* Records for the exercise
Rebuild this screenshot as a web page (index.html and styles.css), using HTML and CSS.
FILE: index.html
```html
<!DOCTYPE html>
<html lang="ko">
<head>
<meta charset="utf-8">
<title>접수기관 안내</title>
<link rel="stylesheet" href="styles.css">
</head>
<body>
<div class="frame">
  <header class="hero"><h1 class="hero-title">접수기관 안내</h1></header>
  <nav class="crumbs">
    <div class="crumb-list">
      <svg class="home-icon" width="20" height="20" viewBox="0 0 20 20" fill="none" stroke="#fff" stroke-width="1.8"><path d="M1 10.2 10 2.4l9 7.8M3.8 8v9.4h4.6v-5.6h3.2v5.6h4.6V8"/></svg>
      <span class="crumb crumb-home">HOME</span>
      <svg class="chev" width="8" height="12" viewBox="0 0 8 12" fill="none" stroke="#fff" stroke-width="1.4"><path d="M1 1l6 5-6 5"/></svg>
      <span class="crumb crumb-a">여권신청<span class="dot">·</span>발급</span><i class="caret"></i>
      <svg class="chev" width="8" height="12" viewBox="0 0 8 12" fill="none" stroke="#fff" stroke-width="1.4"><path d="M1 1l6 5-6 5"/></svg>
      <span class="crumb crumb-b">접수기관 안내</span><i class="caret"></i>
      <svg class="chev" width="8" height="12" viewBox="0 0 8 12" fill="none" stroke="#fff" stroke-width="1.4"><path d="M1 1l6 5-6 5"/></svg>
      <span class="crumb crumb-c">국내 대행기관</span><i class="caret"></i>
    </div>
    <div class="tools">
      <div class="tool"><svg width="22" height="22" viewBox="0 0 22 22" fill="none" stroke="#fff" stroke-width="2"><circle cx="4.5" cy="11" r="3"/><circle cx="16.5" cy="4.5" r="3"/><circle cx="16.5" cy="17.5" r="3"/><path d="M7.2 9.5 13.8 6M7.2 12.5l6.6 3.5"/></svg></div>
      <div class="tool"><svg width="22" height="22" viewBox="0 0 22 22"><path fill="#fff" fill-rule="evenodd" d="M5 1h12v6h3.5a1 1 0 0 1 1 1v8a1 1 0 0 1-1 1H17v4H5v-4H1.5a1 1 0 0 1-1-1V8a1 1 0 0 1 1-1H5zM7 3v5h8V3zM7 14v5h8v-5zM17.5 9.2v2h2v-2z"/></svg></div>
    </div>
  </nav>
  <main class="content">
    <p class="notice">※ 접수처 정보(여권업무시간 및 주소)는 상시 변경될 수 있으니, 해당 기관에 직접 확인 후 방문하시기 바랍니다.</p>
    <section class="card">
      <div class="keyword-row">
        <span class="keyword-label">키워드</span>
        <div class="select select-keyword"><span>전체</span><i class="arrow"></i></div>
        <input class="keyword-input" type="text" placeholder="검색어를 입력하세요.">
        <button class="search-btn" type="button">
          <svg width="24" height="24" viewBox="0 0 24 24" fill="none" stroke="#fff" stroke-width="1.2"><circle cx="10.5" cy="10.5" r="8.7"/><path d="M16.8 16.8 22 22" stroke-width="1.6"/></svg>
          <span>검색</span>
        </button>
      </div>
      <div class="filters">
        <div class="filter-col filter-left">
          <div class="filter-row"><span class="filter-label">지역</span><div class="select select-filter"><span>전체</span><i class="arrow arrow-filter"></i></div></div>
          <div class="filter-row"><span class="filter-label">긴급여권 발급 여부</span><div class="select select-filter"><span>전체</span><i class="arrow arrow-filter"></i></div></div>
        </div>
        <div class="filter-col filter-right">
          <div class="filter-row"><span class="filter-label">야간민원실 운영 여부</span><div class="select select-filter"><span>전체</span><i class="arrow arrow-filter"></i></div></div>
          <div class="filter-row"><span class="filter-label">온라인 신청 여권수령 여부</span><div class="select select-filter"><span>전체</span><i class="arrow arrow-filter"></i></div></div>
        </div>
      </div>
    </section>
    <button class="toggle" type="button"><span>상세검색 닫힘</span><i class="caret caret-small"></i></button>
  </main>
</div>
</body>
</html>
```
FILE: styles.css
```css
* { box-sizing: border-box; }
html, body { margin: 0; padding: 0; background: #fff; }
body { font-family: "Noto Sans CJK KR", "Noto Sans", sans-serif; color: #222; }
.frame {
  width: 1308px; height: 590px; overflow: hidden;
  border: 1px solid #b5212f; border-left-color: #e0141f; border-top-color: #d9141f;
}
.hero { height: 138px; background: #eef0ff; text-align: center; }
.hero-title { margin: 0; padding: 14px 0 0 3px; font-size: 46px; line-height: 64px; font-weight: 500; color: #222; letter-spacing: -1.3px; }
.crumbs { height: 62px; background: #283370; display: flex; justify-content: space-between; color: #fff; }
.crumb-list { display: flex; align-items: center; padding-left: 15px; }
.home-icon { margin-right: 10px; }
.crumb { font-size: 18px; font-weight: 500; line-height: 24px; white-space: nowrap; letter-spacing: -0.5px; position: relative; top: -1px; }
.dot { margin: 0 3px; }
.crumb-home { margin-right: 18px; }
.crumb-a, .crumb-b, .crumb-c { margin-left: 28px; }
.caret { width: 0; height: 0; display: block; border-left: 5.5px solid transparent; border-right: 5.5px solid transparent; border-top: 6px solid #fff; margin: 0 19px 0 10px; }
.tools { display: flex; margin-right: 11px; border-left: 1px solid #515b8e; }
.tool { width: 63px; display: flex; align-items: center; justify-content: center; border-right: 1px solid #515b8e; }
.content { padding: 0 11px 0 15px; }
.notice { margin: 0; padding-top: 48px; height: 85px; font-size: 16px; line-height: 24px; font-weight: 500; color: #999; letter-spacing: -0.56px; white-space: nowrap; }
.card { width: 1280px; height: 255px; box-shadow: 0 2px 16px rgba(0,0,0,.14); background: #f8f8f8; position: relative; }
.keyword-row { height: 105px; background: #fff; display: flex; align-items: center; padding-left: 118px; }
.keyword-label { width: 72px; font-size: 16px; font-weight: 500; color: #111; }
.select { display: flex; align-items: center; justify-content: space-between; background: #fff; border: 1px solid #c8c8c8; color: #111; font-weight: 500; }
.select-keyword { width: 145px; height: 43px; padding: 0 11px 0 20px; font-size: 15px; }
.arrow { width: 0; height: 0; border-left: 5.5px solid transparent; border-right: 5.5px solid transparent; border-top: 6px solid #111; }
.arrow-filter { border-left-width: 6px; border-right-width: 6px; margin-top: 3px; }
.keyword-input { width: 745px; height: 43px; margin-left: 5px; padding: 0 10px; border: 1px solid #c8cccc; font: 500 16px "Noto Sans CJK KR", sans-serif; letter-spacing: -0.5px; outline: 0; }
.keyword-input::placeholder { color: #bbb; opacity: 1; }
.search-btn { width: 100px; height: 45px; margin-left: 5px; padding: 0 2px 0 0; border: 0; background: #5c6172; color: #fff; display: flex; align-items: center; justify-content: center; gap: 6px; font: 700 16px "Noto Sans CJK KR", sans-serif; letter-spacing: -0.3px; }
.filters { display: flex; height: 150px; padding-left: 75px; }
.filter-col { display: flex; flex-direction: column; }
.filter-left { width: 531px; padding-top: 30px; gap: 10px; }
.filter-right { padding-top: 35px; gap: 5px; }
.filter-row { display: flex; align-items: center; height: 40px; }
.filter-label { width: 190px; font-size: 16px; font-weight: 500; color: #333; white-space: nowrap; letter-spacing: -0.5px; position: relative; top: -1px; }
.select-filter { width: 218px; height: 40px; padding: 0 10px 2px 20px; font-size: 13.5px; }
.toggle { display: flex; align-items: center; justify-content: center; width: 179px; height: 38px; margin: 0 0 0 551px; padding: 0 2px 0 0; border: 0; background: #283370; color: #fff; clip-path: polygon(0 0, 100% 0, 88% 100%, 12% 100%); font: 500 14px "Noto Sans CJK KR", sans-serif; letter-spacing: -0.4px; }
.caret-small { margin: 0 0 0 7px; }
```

==

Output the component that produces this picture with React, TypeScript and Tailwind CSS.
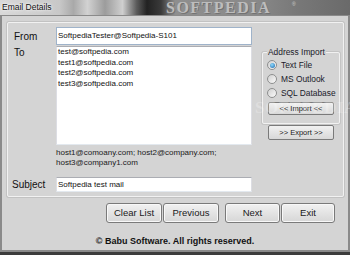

--

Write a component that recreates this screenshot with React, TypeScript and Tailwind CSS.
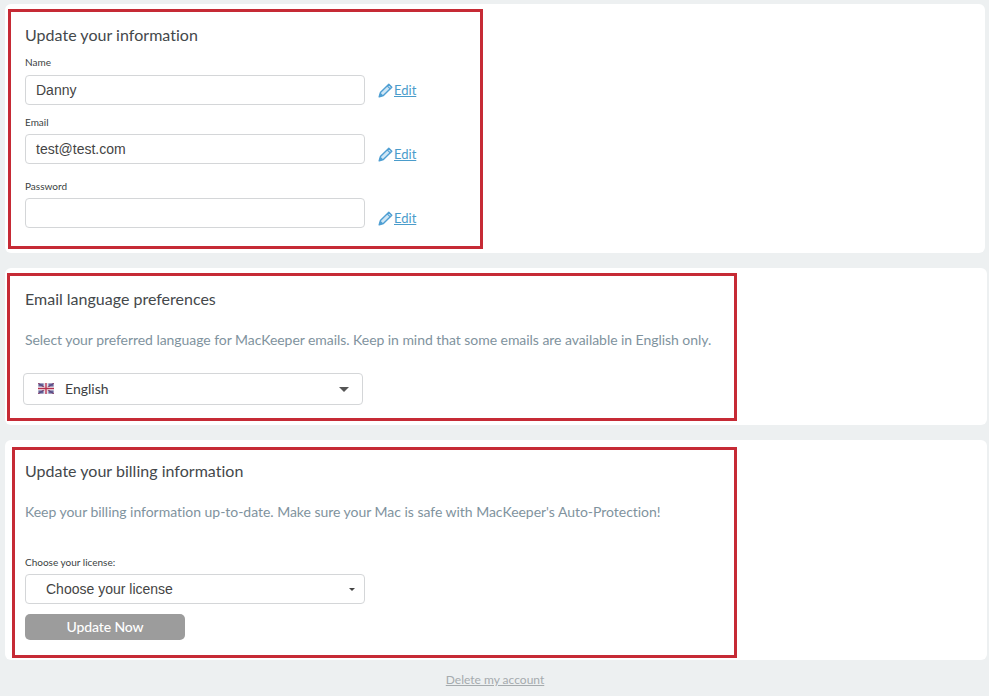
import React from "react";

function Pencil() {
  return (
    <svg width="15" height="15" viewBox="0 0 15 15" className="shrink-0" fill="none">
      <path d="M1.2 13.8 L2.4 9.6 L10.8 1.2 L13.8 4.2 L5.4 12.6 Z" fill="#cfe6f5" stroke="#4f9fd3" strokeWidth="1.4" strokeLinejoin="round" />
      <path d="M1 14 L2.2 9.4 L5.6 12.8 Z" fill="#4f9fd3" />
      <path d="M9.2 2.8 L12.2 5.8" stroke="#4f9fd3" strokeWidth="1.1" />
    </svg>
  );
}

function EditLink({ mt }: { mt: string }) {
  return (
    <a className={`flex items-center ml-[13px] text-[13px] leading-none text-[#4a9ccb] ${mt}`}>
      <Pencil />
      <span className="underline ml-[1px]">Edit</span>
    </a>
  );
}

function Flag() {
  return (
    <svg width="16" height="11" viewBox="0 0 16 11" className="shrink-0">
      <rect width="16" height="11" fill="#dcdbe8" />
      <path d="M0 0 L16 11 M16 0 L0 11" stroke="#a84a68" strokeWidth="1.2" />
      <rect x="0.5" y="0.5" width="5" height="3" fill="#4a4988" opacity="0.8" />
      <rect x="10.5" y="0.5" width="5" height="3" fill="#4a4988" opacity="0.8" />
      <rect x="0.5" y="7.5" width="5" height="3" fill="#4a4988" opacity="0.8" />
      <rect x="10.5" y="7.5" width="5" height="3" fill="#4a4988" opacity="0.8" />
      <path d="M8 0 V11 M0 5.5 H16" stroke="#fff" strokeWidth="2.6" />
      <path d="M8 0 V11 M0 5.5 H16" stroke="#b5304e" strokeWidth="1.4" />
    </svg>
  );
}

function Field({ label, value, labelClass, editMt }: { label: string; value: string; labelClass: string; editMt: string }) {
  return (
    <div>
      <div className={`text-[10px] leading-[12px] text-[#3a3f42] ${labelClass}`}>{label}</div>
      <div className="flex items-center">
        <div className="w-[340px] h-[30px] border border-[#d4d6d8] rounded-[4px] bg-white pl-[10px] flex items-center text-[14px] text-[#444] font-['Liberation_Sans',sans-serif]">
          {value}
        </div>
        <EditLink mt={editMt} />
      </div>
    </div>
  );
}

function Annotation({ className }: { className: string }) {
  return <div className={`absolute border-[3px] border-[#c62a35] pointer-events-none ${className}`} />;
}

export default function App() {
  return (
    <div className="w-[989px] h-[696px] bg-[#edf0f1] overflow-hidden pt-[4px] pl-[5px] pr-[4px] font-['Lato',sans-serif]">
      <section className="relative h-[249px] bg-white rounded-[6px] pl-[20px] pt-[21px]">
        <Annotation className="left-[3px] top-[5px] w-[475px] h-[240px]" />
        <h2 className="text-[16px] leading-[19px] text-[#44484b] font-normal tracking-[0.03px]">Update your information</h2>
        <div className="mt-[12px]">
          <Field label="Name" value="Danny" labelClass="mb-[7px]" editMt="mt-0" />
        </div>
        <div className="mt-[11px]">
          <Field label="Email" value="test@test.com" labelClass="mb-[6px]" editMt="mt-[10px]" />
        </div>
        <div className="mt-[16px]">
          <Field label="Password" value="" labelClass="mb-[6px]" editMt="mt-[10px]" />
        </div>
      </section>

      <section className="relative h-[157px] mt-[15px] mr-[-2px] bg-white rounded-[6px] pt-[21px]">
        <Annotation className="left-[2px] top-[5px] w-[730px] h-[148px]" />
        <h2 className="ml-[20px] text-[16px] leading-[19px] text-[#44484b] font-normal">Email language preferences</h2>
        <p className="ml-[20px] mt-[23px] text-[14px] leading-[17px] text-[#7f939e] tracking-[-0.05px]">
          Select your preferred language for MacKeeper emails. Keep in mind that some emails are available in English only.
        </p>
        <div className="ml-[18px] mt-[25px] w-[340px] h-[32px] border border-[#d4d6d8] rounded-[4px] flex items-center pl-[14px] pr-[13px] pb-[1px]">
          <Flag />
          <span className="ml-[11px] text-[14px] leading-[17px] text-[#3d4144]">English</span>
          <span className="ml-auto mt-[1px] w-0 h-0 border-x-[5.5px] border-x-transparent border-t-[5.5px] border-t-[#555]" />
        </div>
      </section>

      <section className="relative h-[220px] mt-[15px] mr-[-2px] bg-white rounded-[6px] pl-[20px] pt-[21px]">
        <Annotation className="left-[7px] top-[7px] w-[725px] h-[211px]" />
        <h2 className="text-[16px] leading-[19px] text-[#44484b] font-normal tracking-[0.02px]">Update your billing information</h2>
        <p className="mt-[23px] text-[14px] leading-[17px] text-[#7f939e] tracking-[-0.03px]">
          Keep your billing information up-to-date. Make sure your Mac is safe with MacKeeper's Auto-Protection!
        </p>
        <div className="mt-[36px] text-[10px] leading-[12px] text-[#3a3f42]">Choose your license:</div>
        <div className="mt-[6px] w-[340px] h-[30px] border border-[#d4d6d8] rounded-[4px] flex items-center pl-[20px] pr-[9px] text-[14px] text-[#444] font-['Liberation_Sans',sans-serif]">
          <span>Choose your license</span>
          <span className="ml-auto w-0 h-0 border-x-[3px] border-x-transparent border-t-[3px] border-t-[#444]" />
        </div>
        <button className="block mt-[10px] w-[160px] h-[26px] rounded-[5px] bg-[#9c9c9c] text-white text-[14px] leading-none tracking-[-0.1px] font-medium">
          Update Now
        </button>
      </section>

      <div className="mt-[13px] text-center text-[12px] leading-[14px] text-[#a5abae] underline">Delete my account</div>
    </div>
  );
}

* Goal
Return every line in the listing that contains the word "Tailwind".

* Completed task
Output the component that produces this picture with React, TypeScript and Tailwind CSS.
Write a component that recreates this screenshot with React, TypeScript and Tailwind CSS.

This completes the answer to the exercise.